Front-end source files:
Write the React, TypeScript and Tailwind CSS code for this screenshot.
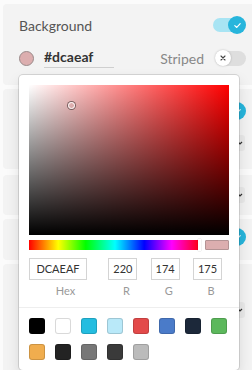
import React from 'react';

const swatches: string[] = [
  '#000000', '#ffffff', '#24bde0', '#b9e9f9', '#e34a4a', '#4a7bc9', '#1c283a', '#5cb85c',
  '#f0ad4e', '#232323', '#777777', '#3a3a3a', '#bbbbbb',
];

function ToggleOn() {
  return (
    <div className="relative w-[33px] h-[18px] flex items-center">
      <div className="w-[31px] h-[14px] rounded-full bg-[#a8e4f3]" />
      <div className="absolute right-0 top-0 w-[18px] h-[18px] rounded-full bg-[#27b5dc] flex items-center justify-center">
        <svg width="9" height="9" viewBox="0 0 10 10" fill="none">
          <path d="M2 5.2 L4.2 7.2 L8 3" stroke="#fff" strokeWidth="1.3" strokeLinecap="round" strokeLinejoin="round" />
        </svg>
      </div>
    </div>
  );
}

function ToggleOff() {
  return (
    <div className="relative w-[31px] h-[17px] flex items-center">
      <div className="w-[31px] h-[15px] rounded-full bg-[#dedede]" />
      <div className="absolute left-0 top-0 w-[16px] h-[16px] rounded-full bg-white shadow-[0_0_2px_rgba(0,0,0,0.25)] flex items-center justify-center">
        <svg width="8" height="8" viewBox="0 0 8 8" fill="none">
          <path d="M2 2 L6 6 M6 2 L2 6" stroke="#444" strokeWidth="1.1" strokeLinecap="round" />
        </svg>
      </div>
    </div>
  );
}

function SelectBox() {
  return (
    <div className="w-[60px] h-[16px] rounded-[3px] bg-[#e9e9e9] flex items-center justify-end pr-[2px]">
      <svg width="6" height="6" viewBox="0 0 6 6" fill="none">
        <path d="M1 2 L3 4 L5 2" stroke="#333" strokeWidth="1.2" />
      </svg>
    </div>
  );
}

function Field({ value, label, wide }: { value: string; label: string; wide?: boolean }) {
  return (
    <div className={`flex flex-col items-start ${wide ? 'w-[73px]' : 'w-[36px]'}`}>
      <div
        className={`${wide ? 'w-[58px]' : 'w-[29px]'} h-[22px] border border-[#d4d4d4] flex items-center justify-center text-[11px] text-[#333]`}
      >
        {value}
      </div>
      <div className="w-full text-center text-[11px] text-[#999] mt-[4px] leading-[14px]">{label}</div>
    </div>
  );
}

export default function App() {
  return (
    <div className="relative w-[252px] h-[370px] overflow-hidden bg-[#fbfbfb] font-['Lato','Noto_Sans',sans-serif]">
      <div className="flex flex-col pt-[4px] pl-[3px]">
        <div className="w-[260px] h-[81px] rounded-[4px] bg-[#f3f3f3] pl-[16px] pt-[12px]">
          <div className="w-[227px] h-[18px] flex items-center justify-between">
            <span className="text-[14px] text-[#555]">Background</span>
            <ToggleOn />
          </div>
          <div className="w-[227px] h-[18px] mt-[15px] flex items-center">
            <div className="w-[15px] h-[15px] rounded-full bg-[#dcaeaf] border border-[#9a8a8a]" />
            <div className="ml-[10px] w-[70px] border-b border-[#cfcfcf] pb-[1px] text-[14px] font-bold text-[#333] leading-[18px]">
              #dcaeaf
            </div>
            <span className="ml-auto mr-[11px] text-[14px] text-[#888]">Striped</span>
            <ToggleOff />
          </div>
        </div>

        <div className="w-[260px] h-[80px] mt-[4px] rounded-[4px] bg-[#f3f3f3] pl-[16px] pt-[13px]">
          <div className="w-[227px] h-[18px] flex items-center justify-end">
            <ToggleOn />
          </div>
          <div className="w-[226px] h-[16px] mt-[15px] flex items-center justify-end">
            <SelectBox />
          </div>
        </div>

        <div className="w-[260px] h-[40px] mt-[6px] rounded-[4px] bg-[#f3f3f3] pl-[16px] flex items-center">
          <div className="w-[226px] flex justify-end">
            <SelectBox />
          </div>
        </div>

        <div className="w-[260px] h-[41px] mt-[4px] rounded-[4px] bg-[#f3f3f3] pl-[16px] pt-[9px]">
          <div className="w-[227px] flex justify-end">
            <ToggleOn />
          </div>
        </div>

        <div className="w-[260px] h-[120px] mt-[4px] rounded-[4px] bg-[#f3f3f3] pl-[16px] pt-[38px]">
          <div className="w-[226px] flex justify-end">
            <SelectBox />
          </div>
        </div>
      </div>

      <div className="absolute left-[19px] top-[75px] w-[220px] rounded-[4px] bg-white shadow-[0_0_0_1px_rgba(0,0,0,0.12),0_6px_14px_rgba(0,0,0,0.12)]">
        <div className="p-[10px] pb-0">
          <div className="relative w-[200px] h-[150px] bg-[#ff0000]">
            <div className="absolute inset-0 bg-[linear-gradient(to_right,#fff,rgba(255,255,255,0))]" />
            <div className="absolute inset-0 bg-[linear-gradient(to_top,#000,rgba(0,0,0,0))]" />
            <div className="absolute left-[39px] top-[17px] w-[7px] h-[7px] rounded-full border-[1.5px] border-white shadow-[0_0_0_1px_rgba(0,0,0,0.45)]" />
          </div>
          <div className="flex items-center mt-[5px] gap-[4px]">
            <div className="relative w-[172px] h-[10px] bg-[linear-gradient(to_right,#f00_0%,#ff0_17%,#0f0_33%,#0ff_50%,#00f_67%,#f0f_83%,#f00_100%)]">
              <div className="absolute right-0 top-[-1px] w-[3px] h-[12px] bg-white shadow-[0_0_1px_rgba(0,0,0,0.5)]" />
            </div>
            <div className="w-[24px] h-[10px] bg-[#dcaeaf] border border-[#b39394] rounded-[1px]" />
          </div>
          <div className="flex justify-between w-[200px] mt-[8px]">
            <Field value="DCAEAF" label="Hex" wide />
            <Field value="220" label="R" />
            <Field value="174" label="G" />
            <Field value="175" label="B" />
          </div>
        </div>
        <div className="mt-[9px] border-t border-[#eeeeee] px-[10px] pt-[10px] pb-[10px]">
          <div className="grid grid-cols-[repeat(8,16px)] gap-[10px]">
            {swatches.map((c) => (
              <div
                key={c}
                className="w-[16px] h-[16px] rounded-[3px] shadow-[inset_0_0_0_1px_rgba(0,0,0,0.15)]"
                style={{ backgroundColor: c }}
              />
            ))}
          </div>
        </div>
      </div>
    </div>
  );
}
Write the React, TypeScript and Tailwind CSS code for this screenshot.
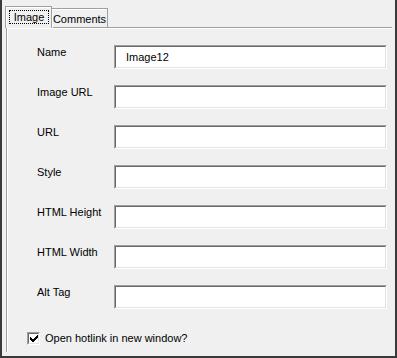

§ Exercise goal
Pictures are to be left out; all else in the entries above is to be quoted exactly.

§ Task result
Write the React, TypeScript and Tailwind CSS code for this screenshot.
import React from 'react';

const swatches: string[] = [
  '#000000', '#ffffff', '#24bde0', '#b9e9f9', '#e34a4a', '#4a7bc9', '#1c283a', '#5cb85c',
  '#f0ad4e', '#232323', '#777777', '#3a3a3a', '#bbbbbb',
];

function ToggleOn() {
  return (
    <div className="relative w-[33px] h-[18px] flex items-center">
      <div className="w-[31px] h-[14px] rounded-full bg-[#a8e4f3]" />
      <div className="absolute right-0 top-0 w-[18px] h-[18px] rounded-full bg-[#27b5dc] flex items-center justify-center">
        <svg width="9" height="9" viewBox="0 0 10 10" fill="none">
          <path d="M2 5.2 L4.2 7.2 L8 3" stroke="#fff" strokeWidth="1.3" strokeLinecap="round" strokeLinejoin="round" />
        </svg>
      </div>
    </div>
  );
}

function ToggleOff() {
  return (
    <div className="relative w-[31px] h-[17px] flex items-center">
      <div className="w-[31px] h-[15px] rounded-full bg-[#dedede]" />
      <div className="absolute left-0 top-0 w-[16px] h-[16px] rounded-full bg-white shadow-[0_0_2px_rgba(0,0,0,0.25)] flex items-center justify-center">
        <svg width="8" height="8" viewBox="0 0 8 8" fill="none">
          <path d="M2 2 L6 6 M6 2 L2 6" stroke="#444" strokeWidth="1.1" strokeLinecap="round" />
        </svg>
      </div>
    </div>
  );
}

function SelectBox() {
  return (
    <div className="w-[60px] h-[16px] rounded-[3px] bg-[#e9e9e9] flex items-center justify-end pr-[2px]">
      <svg width="6" height="6" viewBox="0 0 6 6" fill="none">
        <path d="M1 2 L3 4 L5 2" stroke="#333" strokeWidth="1.2" />
      </svg>
    </div>
  );
}

function Field({ value, label, wide }: { value: string; label: string; wide?: boolean }) {
  return (
    <div className={`flex flex-col items-start ${wide ? 'w-[73px]' : 'w-[36px]'}`}>
      <div
        className={`${wide ? 'w-[58px]' : 'w-[29px]'} h-[22px] border border-[#d4d4d4] flex items-center justify-center text-[11px] text-[#333]`}
      >
        {value}
      </div>
      <div className="w-full text-center text-[11px] text-[#999] mt-[4px] leading-[14px]">{label}</div>
    </div>
  );
}

export default function App() {
  return (
    <div className="relative w-[252px] h-[370px] overflow-hidden bg-[#fbfbfb] font-['Lato','Noto_Sans',sans-serif]">
      <div className="flex flex-col pt-[4px] pl-[3px]">
        <div className="w-[260px] h-[81px] rounded-[4px] bg-[#f3f3f3] pl-[16px] pt-[12px]">
          <div className="w-[227px] h-[18px] flex items-center justify-between">
            <span className="text-[14px] text-[#555]">Background</span>
            <ToggleOn />
          </div>
          <div className="w-[227px] h-[18px] mt-[15px] flex items-center">
            <div className="w-[15px] h-[15px] rounded-full bg-[#dcaeaf] border border-[#9a8a8a]" />
            <div className="ml-[10px] w-[70px] border-b border-[#cfcfcf] pb-[1px] text-[14px] font-bold text-[#333] leading-[18px]">
              #dcaeaf
            </div>
            <span className="ml-auto mr-[11px] text-[14px] text-[#888]">Striped</span>
            <ToggleOff />
          </div>
        </div>

        <div className="w-[260px] h-[80px] mt-[4px] rounded-[4px] bg-[#f3f3f3] pl-[16px] pt-[13px]">
          <div className="w-[227px] h-[18px] flex items-center justify-end">
            <ToggleOn />
          </div>
          <div className="w-[226px] h-[16px] mt-[15px] flex items-center justify-end">
            <SelectBox />
          </div>
        </div>

        <div className="w-[260px] h-[40px] mt-[6px] rounded-[4px] bg-[#f3f3f3] pl-[16px] flex items-center">
          <div className="w-[226px] flex justify-end">
            <SelectBox />
          </div>
        </div>

        <div className="w-[260px] h-[41px] mt-[4px] rounded-[4px] bg-[#f3f3f3] pl-[16px] pt-[9px]">
          <div className="w-[227px] flex justify-end">
            <ToggleOn />
          </div>
        </div>

        <div className="w-[260px] h-[120px] mt-[4px] rounded-[4px] bg-[#f3f3f3] pl-[16px] pt-[38px]">
          <div className="w-[226px] flex justify-end">
            <SelectBox />
          </div>
        </div>
      </div>

      <div className="absolute left-[19px] top-[75px] w-[220px] rounded-[4px] bg-white shadow-[0_0_0_1px_rgba(0,0,0,0.12),0_6px_14px_rgba(0,0,0,0.12)]">
        <div className="p-[10px] pb-0">
          <div className="relative w-[200px] h-[150px] bg-[#ff0000]">
            <div className="absolute inset-0 bg-[linear-gradient(to_right,#fff,rgba(255,255,255,0))]" />
            <div className="absolute inset-0 bg-[linear-gradient(to_top,#000,rgba(0,0,0,0))]" />
            <div className="absolute left-[39px] top-[17px] w-[7px] h-[7px] rounded-full border-[1.5px] border-white shadow-[0_0_0_1px_rgba(0,0,0,0.45)]" />
          </div>
          <div className="flex items-center mt-[5px] gap-[4px]">
            <div className="relative w-[172px] h-[10px] bg-[linear-gradient(to_right,#f00_0%,#ff0_17%,#0f0_33%,#0ff_50%,#00f_67%,#f0f_83%,#f00_100%)]">
              <div className="absolute right-0 top-[-1px] w-[3px] h-[12px] bg-white shadow-[0_0_1px_rgba(0,0,0,0.5)]" />
            </div>
            <div className="w-[24px] h-[10px] bg-[#dcaeaf] border border-[#b39394] rounded-[1px]" />
          </div>
          <div className="flex justify-between w-[200px] mt-[8px]">
            <Field value="DCAEAF" label="Hex" wide />
            <Field value="220" label="R" />
            <Field value="174" label="G" />
            <Field value="175" label="B" />
          </div>
        </div>
        <div className="mt-[9px] border-t border-[#eeeeee] px-[10px] pt-[10px] pb-[10px]">
          <div className="grid grid-cols-[repeat(8,16px)] gap-[10px]">
            {swatches.map((c) => (
              <div
                key={c}
                className="w-[16px] h-[16px] rounded-[3px] shadow-[inset_0_0_0_1px_rgba(0,0,0,0.15)]"
                style={{ backgroundColor: c }}
              />
            ))}
          </div>
        </div>
      </div>
    </div>
  );
}
Write the React, TypeScript and Tailwind CSS code for this screenshot.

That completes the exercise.